Thanks to a within-subject design, they avoided the issue of differential study dropout between the conditions. The sample was fairly small, which was disappointing. But, since it is experimental and the differences achieved were statistically significant, it’s not as big of a deal – it does need replication, however. But anyways, the question we’ve all been waiting for, did the horny kids want to rape people more than the non-horny ones? Yes, they did. Results below.

You don’t wanna see college students when they’re horny

Let’s start with the less taboo stuff, aka Table 4. Generally, college students liked condoms less when they were aroused and seemed to care less about the possibility of an STI. This shouldn’t run much counter to our expectations. Table 2 starts off light asking about the attractiveness of women’s shoes, but very quickly gets taboo. When college students were asked “Can you imagine being attracted to a 12-year-old girl?” 23 percent reported yes when not aroused; this doubled when they were aroused. Even bestiality became more attractive at a statistically significant level (p<0.02) but not to a large degree. Horny people seem to like bondage and threesomes more. Moving on to the most fucked up practically interesting table: college students were 400 percent more likely to slip women a drug in their drink to increase the chances they had sex, over twice as likely to keep trying to have sex after the date says no, and nearly two times as likely to tell their date they loved them in order to have sex.

I really like this study, despite some its limitations, quoted from them below:

we have no way to ascertain whether respondents’ predictions of their own behaviors are more accurate when subjects respond under treatments of arousal or non-arousal.
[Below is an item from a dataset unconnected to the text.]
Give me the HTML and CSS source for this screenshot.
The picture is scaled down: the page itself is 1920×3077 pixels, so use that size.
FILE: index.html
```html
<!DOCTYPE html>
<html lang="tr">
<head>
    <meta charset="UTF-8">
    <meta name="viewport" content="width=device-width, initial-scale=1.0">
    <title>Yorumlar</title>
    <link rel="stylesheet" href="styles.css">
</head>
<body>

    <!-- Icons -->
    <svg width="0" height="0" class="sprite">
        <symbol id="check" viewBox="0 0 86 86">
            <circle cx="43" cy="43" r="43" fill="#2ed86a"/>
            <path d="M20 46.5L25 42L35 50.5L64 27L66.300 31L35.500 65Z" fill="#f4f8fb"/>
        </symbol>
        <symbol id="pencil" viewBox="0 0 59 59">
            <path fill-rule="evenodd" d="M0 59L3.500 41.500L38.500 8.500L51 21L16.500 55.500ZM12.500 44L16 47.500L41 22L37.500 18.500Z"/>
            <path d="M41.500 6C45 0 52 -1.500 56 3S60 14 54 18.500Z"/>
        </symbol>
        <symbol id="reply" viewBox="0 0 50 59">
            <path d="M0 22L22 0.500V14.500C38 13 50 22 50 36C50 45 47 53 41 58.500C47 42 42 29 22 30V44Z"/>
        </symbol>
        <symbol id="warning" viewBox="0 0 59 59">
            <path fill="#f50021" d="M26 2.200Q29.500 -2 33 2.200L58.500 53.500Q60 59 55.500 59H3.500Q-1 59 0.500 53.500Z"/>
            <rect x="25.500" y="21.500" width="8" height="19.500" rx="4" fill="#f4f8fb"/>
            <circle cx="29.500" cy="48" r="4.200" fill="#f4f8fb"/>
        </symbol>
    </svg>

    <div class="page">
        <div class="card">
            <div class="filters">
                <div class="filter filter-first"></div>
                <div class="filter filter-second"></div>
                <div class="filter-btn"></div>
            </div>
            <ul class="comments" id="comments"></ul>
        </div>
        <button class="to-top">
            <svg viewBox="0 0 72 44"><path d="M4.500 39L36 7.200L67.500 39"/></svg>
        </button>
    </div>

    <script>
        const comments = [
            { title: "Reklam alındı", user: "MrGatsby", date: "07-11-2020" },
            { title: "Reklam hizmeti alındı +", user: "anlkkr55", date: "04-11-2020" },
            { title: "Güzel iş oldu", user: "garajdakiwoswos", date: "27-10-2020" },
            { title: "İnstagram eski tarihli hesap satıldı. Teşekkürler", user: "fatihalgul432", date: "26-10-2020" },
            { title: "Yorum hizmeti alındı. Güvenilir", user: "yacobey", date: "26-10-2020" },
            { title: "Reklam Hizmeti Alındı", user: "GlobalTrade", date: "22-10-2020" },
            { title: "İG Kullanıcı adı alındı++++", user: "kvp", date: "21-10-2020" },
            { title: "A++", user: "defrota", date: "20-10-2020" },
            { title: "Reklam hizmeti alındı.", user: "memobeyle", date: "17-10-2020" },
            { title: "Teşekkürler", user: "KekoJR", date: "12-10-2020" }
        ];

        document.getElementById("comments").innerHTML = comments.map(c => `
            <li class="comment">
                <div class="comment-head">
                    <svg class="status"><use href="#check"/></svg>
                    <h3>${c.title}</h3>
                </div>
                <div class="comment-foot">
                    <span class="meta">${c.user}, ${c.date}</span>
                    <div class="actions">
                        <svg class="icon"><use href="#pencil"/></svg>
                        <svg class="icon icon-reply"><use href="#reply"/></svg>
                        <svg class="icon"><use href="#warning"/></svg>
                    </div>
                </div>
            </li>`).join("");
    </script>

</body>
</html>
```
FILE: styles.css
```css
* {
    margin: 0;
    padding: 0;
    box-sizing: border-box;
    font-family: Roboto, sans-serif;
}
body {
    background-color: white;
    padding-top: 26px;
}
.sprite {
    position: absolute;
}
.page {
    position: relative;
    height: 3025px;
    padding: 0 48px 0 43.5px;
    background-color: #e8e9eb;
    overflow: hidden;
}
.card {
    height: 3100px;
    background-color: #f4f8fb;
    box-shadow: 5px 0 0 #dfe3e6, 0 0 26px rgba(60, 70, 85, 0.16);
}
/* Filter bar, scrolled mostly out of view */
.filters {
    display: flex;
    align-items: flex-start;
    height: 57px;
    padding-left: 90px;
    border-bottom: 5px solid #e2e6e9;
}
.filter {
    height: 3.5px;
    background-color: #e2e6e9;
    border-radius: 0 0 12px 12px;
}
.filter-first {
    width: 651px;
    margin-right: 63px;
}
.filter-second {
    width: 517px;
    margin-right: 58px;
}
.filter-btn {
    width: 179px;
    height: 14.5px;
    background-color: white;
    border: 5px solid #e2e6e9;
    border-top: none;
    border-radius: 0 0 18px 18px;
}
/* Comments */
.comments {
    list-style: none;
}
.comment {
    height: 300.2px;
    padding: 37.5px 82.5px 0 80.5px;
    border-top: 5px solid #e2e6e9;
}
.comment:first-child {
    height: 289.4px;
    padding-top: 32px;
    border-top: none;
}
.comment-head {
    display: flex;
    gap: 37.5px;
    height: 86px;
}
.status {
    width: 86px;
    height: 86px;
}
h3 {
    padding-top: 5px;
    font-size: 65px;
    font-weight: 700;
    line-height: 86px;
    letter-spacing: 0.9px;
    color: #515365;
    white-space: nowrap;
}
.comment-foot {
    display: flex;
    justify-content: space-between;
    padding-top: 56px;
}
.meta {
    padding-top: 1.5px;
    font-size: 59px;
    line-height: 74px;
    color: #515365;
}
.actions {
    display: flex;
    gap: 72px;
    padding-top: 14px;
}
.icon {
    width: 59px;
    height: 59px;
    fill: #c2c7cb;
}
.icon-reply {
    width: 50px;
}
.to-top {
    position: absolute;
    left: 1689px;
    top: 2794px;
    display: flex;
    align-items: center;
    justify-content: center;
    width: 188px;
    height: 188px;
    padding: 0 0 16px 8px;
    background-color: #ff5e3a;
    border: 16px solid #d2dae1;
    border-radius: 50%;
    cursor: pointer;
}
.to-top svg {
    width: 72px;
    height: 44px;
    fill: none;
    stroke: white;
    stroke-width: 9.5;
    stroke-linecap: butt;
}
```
Based on previous research on hot-cold empathy gaps (Bouffard, 2002; Loewenstein, Nagin, & Paternoster, 1997), which shows that people often mispredict how they would behave in an affective state different from the one they are in, we suspect that behavioral predictions made under states of arousal more accurately predict behavior in the heat of the moment than do predictions made when respondents are not aroused. However, without observing actual behavior in the situations we ask about, we have no ability to ascertain whether this is in fact the case.
A third limitation concerns the lack of control that we had over the experimental setting. We had subjects conduct the experiment in the privacy of their own residence so as to provide privacy and reduce inhibitions, but this limited our ability to ensure that they carefully and conscientiously carried out the instructions. Indeed, our initial expectations were that at least some of the subjects in the arousal condition would indicate by pressing the tab key that they had accidentally ejaculated, but none did. Finally, our experimental setup did not allow us to measure subjects’ arousal using physiological methods, so we instead relied on selfreports of arousal, which have been shown to be fallible (Janssen, 2002). . . .
Yet a fourth limitation is that the study focused only on men, so it is possible that the observed effects do not generalize to women. Baumeister, Catanese, and Vohs (2001) concluded from multiple sources of evidence that the male sex drive is more intense and uncompromising than the female, and it is at least, in principle, possible that the lesser intensity of the female sex drive entails that women would not be (or not as much) affected by sexual arousal in their decisions. The present work shows that sexual arousal changes the way males would make sexual decisions, but without further data it is not safe to assume that women would show the same pattern.

Still, they follow,

Clearly, there are many ways in which the experimental design could be improved, though we suspect that design changes intended to eliminate existing shortcomings would inevitably introduce new ones.

Anyways, this is just an interesting study I remembered and wanted to blog about. Their social recommendation, one which I agree with based on the results of this study, is that when promoting safe sex, we need to make specific accommodations for the “heat of the moment” factor that arises when people are aroused and find and teach ways that will limit self-destructive behavior. We should avoid purely teaching people to use their willpower as this is “likely to be ineffective in the face of the dramatic cognitive and motivational changes caused by arousal.”